* start Data shown *

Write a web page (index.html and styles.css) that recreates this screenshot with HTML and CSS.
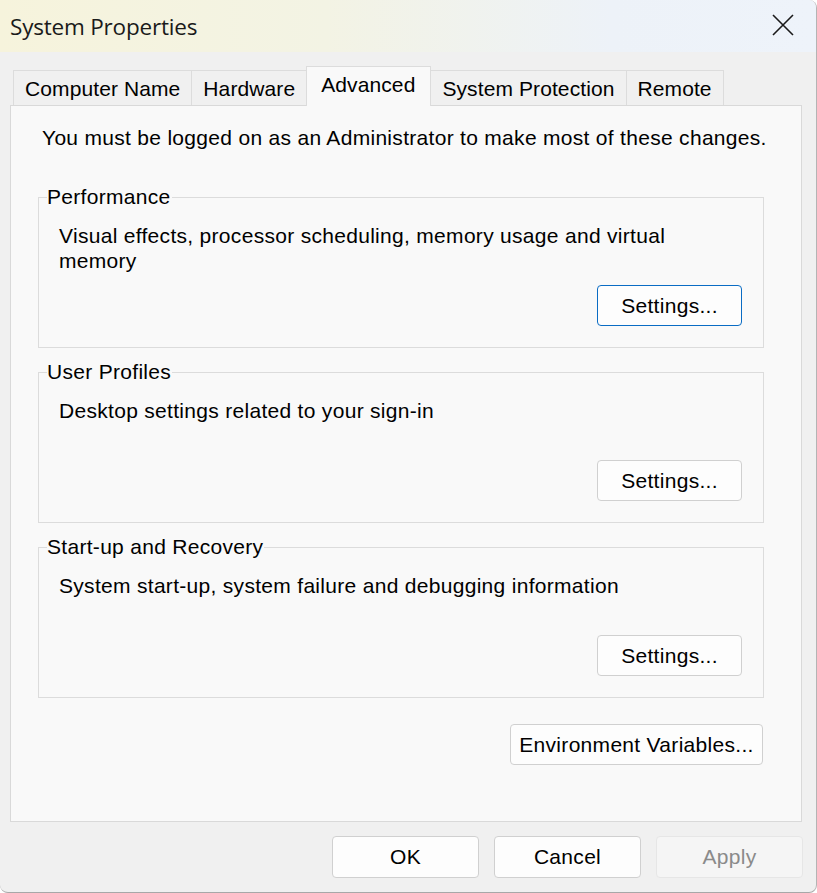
FILE: index.html
```html
<!DOCTYPE html>
<html>
<head>
<meta charset="utf-8">
<link rel="stylesheet" href="styles.css">
</head>
<body>
<div class="window">
  <div class="titlebar">
    <span class="title">System Properties</span>
    <span class="close">
      <svg width="22" height="22" viewBox="0 0 22 22"><path d="M1 1 L21 21 M21 1 L1 21" stroke="#1a1a1a" stroke-width="1.6" fill="none"/></svg>
    </span>
  </div>
  <div class="tabs">
    <div class="tab">Computer Name</div>
    <div class="tab">Hardware</div>
    <div class="tab active">Advanced</div>
    <div class="tab">System Protection</div>
    <div class="tab">Remote</div>
  </div>
  <div class="panel">
    <p class="note">You must be logged on as an Administrator to make most of these changes.</p>
    <fieldset class="group">
      <legend>Performance</legend>
      <p class="desc">Visual effects, processor scheduling, memory usage and virtual memory</p>
      <div class="btnrow"><button class="btn focus">Settings...</button></div>
    </fieldset>
    <fieldset class="group">
      <legend>User Profiles</legend>
      <p class="desc">Desktop settings related to your sign-in</p>
      <div class="btnrow"><button class="btn">Settings...</button></div>
    </fieldset>
    <fieldset class="group">
      <legend>Start-up and Recovery</legend>
      <p class="desc">System start-up, system failure and debugging information</p>
      <div class="btnrow"><button class="btn">Settings...</button></div>
    </fieldset>
    <div class="envrow"><button class="btn env">Environment Variables...</button></div>
  </div>
  <div class="footer">
    <button class="btn foot">OK</button>
    <button class="btn foot">Cancel</button>
    <button class="btn foot disabled">Apply</button>
  </div>
</div>
</body>
</html>
```
FILE: styles.css
```css
html, body {
  margin: 0;
  padding: 0;
  background: #ffffff;
}
.window {
  width: 817px;
  height: 893px;
  box-sizing: border-box;
  background: #f0f0f0;
  border-radius: 0 8px 8px 8px;
  border-right: 1px solid #b4b4b4;
  border-bottom: 1px solid #a8a8a8;
  overflow: hidden;
  font-family: "Liberation Sans", Arial, sans-serif;
  font-size: 21px;
  letter-spacing: 0.3px;
  color: #000;
}
.titlebar {
  height: 52px;
  display: flex;
  align-items: center;
  justify-content: space-between;
  background: linear-gradient(90deg, #f6f3dc 0%, #f3f3e4 40%, #edf2f8 75%, #eef3fa 100%);
}
.title {
  font-family: "Open Sans", "Noto Sans", sans-serif;
  font-size: 22.5px;
  padding-left: 10px;
  color: #1a1a1a;
  letter-spacing: -0.2px;
}
.close {
  display: flex;
  width: 22px;
  height: 22px;
  margin-right: 22px;
  margin-top: -2px;
}
.tabs {
  display: flex;
  align-items: flex-end;
  height: 53px;
  padding-left: 13px;
  box-sizing: border-box;
  position: relative;
  z-index: 1;
}
.tab {
  height: 35px;
  box-sizing: border-box;
  display: flex;
  align-items: center;
  padding: 2px 11px 0 11px;
  border: 1px solid #dcdcdc;
  border-bottom: none;
  border-right: none;
  background: #f0f0f0;
  letter-spacing: 0.1px;
}
.tab:last-child {
  border-right: 1px solid #dcdcdc;
}
.tab.active {
  height: 40px;
  background: #f9f9f9;
  margin-bottom: -1px;
  padding: 0 15px 4px 14px;
  border-right: 1px solid #dcdcdc;
}
.tab.active + .tab {
  border-left: none;
}
.panel {
  margin: 0 14px 0 10px;
  height: 717px;
  box-sizing: border-box;
  border: 1px solid #d9d9d9;
  background: #f9f9f9;
  padding: 19px 37px 0 27px;
}
.note {
  margin: 0 0 34px 4px;
  line-height: 26px;
  white-space: nowrap;
}
.group {
  margin: 0 0 12px 0;
  padding: 0 21px 21px 20px;
  border: 1px solid #dcdcdc;
  height: 163px;
  box-sizing: border-box;
  display: flex;
  flex-direction: column;
}
.group legend {
  padding: 0 1px 0 0;
  margin-left: -12px;
  line-height: 24px;
}
.desc {
  margin: 14px 0 0 0;
  line-height: 25px;
  padding-right: 50px;
}
.btnrow {
  margin-top: auto;
  display: flex;
  justify-content: flex-end;
}
.btn {
  font-family: "Liberation Sans", Arial, sans-serif;
  font-size: 21px;
  letter-spacing: 0.3px;
  color: #000;
  background: #fdfdfd;
  border: 1px solid #d0d0d0;
  border-radius: 4px;
  height: 41px;
  width: 145px;
  padding: 0;
}
.btn.focus {
  border: 1px solid #0a6cc4;
}
.envrow {
  display: flex;
  justify-content: flex-end;
  margin-top: 26px;
}
.btn.env {
  width: 253px;
  margin-right: 1px;
}
.footer {
  display: flex;
  justify-content: flex-end;
  gap: 15px;
  padding: 14px 13px 0 0;
}
.btn.foot {
  width: 147px;
  height: 42px;
}
.btn.disabled {
  background: #f5f5f5;
  border-color: #e6e6e6;
  color: #8a8a8a;
}
```
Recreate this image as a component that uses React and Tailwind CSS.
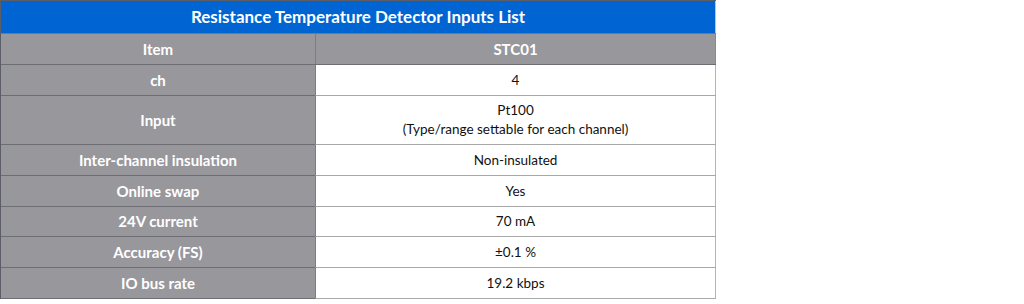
const rows = [
    { label: 'ch', value: ['4'], h: 'h-[30px]' },
    { label: 'Input', value: ['Pt100', '(Type/range settable for each channel)'], h: 'h-[48px]' },
    { label: 'Inter-channel insulation', value: ['Non-insulated'], h: 'h-[30px]' },
    { label: 'Online swap', value: ['Yes'], h: 'h-[30px]' },
    { label: '24V current', value: ['70 mA'], h: 'h-[29px]' },
    { label: 'Accuracy (FS)', value: ['±0.1 %'], h: 'h-[30px]' },
    { label: 'IO bus rate', value: ['19.2 kbps'], h: 'h-[30px]' },
];

export default function App() {
    return (
        <div className="w-[1024px] h-[304px] bg-white" style={{ fontFamily: 'Lato, "Noto Sans", sans-serif' }}>
            <div className="w-[716px] border-t border-l border-[#5b5e66] border-r-[#c4c4c4]">
                {/* title */}
                <div className="h-[32px] bg-[#0064d2] border-r border-[#c4c4c4] flex items-center justify-center text-white font-bold text-[17px]">
                    Resistance Temperature Detector Inputs List
                </div>

                {/* header row */}
                <div className="flex border-t border-[#76777c] border-b border-b-[#6d6e73]">
                    <div className="w-[314px] h-[30px] bg-[#98979c] flex items-center justify-center text-white font-bold text-[15px]">
                        Item
                    </div>
                    <div className="flex-1 h-[30px] bg-[#98979c] border-l border-[#7c7c82] border-r border-r-[#8a8a8e] flex items-center justify-center text-white font-bold text-[15px]">
                        STC01
                    </div>
                </div>

                {rows.map((r) => (
                    <div key={r.label} className="flex">
                        <div className={`w-[314px] ${r.h} box-content bg-[#98979c] border-b border-[#6d6e73] flex items-center justify-center text-white font-bold text-[15px]`}>
                            {r.label}
                        </div>
                        <div className={`flex-1 ${r.h} box-content bg-white border-l border-[#7c7c82] border-r border-r-[#b4b4b4] border-b border-b-[#a8a8a8] flex flex-col items-center justify-center text-[#111] text-[13.5px] leading-[19px]`}>
                            {r.value.map((v) => (
                                <span key={v}>{v}</span>
                            ))}
                        </div>
                    </div>
                ))}
            </div>
        </div>
    );
}
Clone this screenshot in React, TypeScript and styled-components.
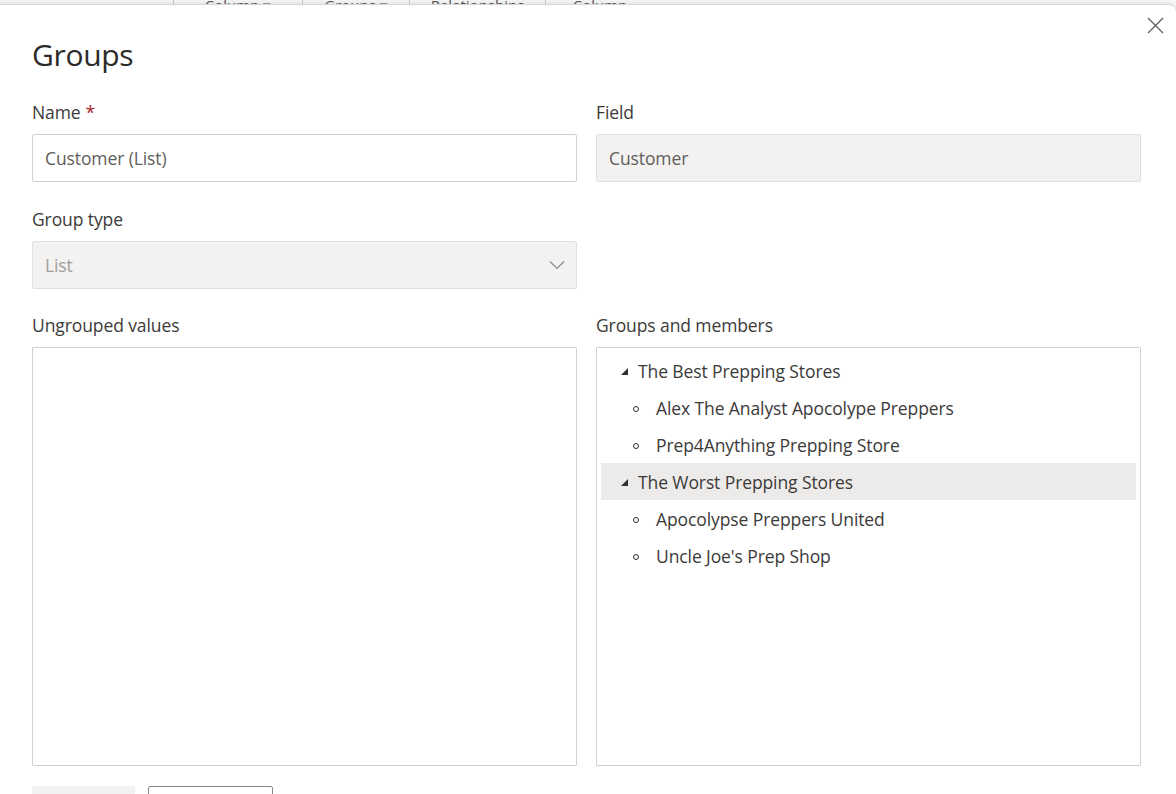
import React from "react";
import styled, { createGlobalStyle } from "styled-components";

const Global = createGlobalStyle`
  html, body { margin: 0; padding: 0; background: #ffffff; }
  body { font-family: "Open Sans", "Noto Sans", sans-serif; color: #323130; }
  * { box-sizing: border-box; }
`;

const Page = styled.div`
  width: 1176px;
  height: 794px;
  overflow: hidden;
  background: #f7f7f7;
`;

const BackStrip = styled.div`
  height: 4px;
  overflow: hidden;
  display: flex;
  align-items: flex-end;
  padding-left: 173px;
  background: #f7f7f7;
`;

const BackTab = styled.div<{ $w: number }>`
  width: ${(p) => p.$w}px;
  flex: none;
  text-align: center;
  font-size: 15px;
  line-height: 16px;
  color: #555;
  border-left: 1px solid #c8c8c8;
  margin-bottom: -9px;
  white-space: nowrap;
`;

const Dialog = styled.div`
  height: 790px;
  margin-left: -10px;
  background: #ffffff;
  border-top: 1px solid #d6d6d6;
  border-top-right-radius: 8px;
  box-shadow: 0 0 6px rgba(0, 0, 0, 0.12);
  position: relative;
  padding: 24px 35px 0 42px;
`;

const Close = styled.button`
  position: absolute;
  top: 6px;
  right: 7px;
  width: 28px;
  height: 28px;
  border: none;
  background: transparent;
  padding: 0;
  display: flex;
  align-items: center;
  justify-content: center;
`;

const Title = styled.h1`
  margin: 0;
  font-size: 30px;
  font-weight: 400;
  line-height: 52px;
  color: #2b2a29;
  letter-spacing: -0.3px;
`;

const Grid = styled.div`
  display: grid;
  grid-template-columns: 545px 545px;
  column-gap: 19px;
  margin-top: 19px;
`;

const Field = styled.div<{ $gap?: number }>`
  display: flex;
  flex-direction: column;
  margin-bottom: ${(p) => p.$gap ?? 25}px;
`;

const Label = styled.div`
  font-size: 17.5px;
  line-height: 24px;
  color: #3b3a39;
  margin-bottom: 10px;
  letter-spacing: -0.1px;
`;

const Required = styled.span`
  color: #a4262c;
  margin-left: 5px;
`;

const Input = styled.div<{ $disabled?: boolean }>`
  height: 48px;
  border: 1px solid ${(p) => (p.$disabled ? "#e1dfdd" : "#d2d0ce")};
  border-radius: 2px;
  background: ${(p) => (p.$disabled ? "#f3f2f1" : "#ffffff")};
  display: flex;
  align-items: center;
  justify-content: space-between;
  padding: 0 11px 0 12px;
  font-size: 17.5px;
  letter-spacing: -0.1px;
  color: ${(p) => (p.$disabled ? "#a19f9d" : "#605e5c")};
`;

const ReadValue = styled.span`
  color: #605e5c;
`;

const ListBox = styled.div`
  height: 419px;
  border: 1px solid #d2d0ce;
  border-radius: 1px;
  background: #fff;
  padding: 4px;
`;

const TreeRow = styled.div<{ $level: number; $selected?: boolean }>`
  height: 37px;
  display: flex;
  align-items: center;
  padding-left: ${(p) => (p.$level === 0 ? 20 : 32)}px;
  background: ${(p) => (p.$selected ? "#edebe9" : "transparent")};
  font-size: 17.5px;
  letter-spacing: -0.1px;
  color: #3b3a39;
`;

const Caret = styled.span`
  width: 0;
  height: 0;
  border-left: 7px solid transparent;
  border-bottom: 7px solid #323130;
  margin-right: 10px;
  margin-top: 2px;
`;

const Bullet = styled.span`
  width: 6px;
  height: 6px;
  border: 1.3px solid #323130;
  border-radius: 50%;
  margin-right: 17px;
  margin-top: 2px;
`;

const Footer = styled.div`
  display: flex;
  gap: 13px;
  margin-top: -5px;
`;

const Button = styled.div<{ $primary?: boolean }>`
  width: ${(p) => (p.$primary ? 103 : 125)}px;
  height: 32px;
  border-radius: 2px;
  background: ${(p) => (p.$primary ? "#f3f2f1" : "#ffffff")};
  border: 1px solid ${(p) => (p.$primary ? "#f3f2f1" : "#8a8886")};
`;

const groups = [
  {
    name: "The Best Prepping Stores",
    members: ["Alex The Analyst Apocolype Preppers", "Prep4Anything Prepping Store"],
  },
  {
    name: "The Worst Prepping Stores",
    selected: true,
    members: ["Apocolypse Preppers United", "Uncle Joe's Prep Shop"],
  },
];

const tabs = [
  { label: "Column ▾", w: 129 },
  { label: "Groups ▾", w: 107 },
  { label: "Relationships", w: 136 },
  { label: "Column", w: 109 },
  { label: "", w: 20 },
];

export default function App() {
  return (
    <Page>
      <Global />
      <BackStrip>
        {tabs.map((t, i) => (
          <BackTab key={i} $w={t.w}>
            {t.label}
          </BackTab>
        ))}
      </BackStrip>
      <Dialog>
        <Close aria-label="Close">
          <svg width="17" height="17" viewBox="0 0 17 17">
            <path d="M1 1 L16 16 M16 1 L1 16" stroke="#605e5c" strokeWidth="1.3" fill="none" />
          </svg>
        </Close>
        <Title>Groups</Title>
        <Grid>
          <Field>
            <Label>
              Name<Required>*</Required>
            </Label>
            <Input>Customer (List)</Input>
          </Field>
          <Field>
            <Label>Field</Label>
            <Input $disabled>
              <ReadValue>Customer</ReadValue>
            </Input>
          </Field>
          <Field $gap={24}>
            <Label>Group type</Label>
            <Input $disabled>
              <span>List</span>
              <svg width="16" height="10" viewBox="0 0 16 10">
                <path d="M1 1.5 L8 8.5 L15 1.5" stroke="#8a8886" strokeWidth="1.1" fill="none" />
              </svg>
            </Input>
          </Field>
          <div />
          <Field>
            <Label>Ungrouped values</Label>
            <ListBox />
          </Field>
          <Field>
            <Label>Groups and members</Label>
            <ListBox>
              {groups.map((g) => (
                <React.Fragment key={g.name}>
                  <TreeRow $level={0} $selected={g.selected}>
                    <Caret />
                    {g.name}
                  </TreeRow>
                  {g.members.map((m) => (
                    <TreeRow key={m} $level={1}>
                      <Bullet />
                      {m}
                    </TreeRow>
                  ))}
                </React.Fragment>
              ))}
            </ListBox>
          </Field>
        </Grid>
        <Footer>
          <Button $primary />
          <Button />
        </Footer>
      </Dialog>
    </Page>
  );
}
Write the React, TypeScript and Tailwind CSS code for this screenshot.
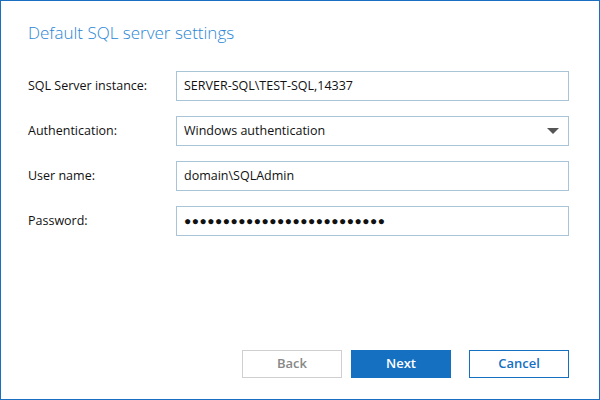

* end Data shown *

-- What is asked --
Report only how many lines in the listing contain the string "components".

-- Solved problem --
2